§ MATERIAL PROVIDED
"""
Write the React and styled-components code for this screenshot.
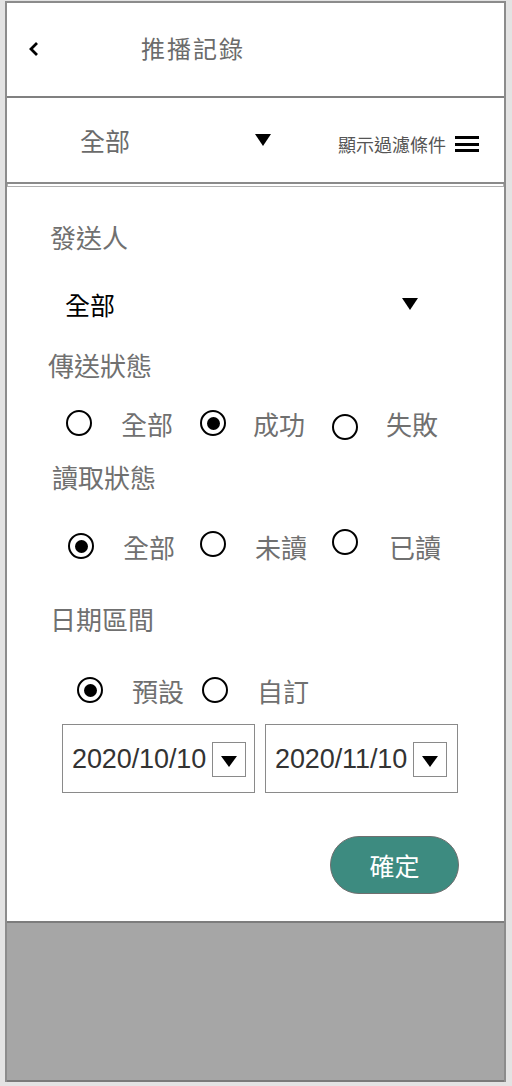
"""
"""
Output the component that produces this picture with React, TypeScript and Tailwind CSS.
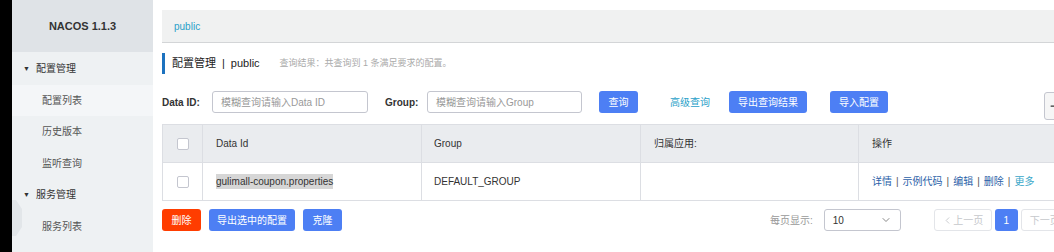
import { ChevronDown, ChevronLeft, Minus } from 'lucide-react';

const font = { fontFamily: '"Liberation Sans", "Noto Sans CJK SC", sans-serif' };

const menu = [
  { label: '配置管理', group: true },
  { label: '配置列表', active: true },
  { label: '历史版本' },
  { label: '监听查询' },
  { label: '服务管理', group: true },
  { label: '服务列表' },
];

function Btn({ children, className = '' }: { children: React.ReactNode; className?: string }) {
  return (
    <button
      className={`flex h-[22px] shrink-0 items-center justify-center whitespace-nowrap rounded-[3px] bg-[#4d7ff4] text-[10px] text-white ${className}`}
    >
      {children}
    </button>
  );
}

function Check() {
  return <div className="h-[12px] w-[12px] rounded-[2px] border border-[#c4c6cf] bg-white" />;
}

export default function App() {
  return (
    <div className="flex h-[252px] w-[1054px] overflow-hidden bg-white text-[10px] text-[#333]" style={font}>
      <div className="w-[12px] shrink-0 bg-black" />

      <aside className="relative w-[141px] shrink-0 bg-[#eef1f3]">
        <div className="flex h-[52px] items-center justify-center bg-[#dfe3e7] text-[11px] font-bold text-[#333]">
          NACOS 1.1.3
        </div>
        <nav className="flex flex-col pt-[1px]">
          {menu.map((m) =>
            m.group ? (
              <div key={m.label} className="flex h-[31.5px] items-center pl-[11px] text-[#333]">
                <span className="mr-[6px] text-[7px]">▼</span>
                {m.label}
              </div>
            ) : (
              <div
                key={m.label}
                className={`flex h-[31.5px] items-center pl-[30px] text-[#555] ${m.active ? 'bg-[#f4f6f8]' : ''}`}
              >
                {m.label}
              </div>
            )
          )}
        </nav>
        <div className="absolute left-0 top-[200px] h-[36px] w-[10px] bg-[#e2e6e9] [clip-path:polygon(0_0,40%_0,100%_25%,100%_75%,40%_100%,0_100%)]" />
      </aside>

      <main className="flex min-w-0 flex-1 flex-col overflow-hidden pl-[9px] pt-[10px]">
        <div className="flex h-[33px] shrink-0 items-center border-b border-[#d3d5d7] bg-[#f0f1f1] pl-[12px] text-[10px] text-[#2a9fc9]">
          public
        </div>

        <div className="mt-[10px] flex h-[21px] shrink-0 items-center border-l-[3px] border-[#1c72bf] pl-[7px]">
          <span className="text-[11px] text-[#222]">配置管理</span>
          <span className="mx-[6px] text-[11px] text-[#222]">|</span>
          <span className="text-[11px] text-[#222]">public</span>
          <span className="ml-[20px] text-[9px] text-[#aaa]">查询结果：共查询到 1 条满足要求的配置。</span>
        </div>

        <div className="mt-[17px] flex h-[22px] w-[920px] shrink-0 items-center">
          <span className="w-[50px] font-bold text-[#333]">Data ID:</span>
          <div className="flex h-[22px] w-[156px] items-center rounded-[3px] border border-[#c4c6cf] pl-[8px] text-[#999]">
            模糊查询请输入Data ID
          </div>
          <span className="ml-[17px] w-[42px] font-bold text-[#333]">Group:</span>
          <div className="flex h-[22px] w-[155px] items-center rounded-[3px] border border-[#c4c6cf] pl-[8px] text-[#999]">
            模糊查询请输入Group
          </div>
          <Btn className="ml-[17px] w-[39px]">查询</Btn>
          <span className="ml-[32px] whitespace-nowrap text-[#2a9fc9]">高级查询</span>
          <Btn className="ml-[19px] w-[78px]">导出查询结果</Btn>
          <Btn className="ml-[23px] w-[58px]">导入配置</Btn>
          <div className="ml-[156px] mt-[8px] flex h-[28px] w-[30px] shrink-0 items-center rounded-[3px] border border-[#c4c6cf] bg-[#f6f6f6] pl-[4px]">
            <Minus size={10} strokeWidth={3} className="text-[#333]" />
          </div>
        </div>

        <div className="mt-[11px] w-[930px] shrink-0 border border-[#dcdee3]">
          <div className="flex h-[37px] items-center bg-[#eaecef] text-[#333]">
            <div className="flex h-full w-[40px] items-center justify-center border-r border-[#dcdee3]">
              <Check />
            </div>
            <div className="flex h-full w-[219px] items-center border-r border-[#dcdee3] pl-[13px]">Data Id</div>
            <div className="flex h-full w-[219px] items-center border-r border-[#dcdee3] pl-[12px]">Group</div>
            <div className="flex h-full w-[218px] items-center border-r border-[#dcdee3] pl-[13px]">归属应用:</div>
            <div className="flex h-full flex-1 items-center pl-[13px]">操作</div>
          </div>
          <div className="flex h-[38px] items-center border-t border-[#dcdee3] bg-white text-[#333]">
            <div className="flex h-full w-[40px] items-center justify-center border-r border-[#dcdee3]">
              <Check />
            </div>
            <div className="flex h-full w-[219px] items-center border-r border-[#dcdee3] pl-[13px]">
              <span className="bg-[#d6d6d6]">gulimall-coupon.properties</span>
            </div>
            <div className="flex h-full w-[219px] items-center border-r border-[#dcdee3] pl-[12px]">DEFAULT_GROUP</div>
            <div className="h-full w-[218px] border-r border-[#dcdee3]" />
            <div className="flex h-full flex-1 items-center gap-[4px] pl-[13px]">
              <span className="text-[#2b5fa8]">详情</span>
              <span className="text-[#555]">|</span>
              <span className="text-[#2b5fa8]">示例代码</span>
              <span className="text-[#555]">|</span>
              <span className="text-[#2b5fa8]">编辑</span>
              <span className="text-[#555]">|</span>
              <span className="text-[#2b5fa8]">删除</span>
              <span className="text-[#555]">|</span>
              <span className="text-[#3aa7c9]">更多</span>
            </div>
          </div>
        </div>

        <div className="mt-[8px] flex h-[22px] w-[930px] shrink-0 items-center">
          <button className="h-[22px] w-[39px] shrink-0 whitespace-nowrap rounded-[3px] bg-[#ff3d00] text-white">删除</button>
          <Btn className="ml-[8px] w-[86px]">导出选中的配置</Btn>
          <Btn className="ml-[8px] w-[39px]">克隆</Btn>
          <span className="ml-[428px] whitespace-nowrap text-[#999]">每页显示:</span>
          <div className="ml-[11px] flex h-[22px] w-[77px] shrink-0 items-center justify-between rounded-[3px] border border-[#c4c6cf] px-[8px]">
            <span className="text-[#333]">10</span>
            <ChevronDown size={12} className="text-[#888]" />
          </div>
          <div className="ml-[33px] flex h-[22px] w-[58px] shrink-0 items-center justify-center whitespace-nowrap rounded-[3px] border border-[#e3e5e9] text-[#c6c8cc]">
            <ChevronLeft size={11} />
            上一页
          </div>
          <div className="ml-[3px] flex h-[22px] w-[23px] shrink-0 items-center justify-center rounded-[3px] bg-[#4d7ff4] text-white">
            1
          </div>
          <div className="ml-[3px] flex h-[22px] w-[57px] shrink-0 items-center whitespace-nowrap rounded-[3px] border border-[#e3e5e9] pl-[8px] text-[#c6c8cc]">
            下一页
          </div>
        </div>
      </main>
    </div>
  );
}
"""
§ TASK
Look over the listing above. Pick out and copy every line that includes "this".

§ RESPONSE BELOW
Write the React and styled-components code for this screenshot.
Output the component that produces this picture with React, TypeScript and Tailwind CSS.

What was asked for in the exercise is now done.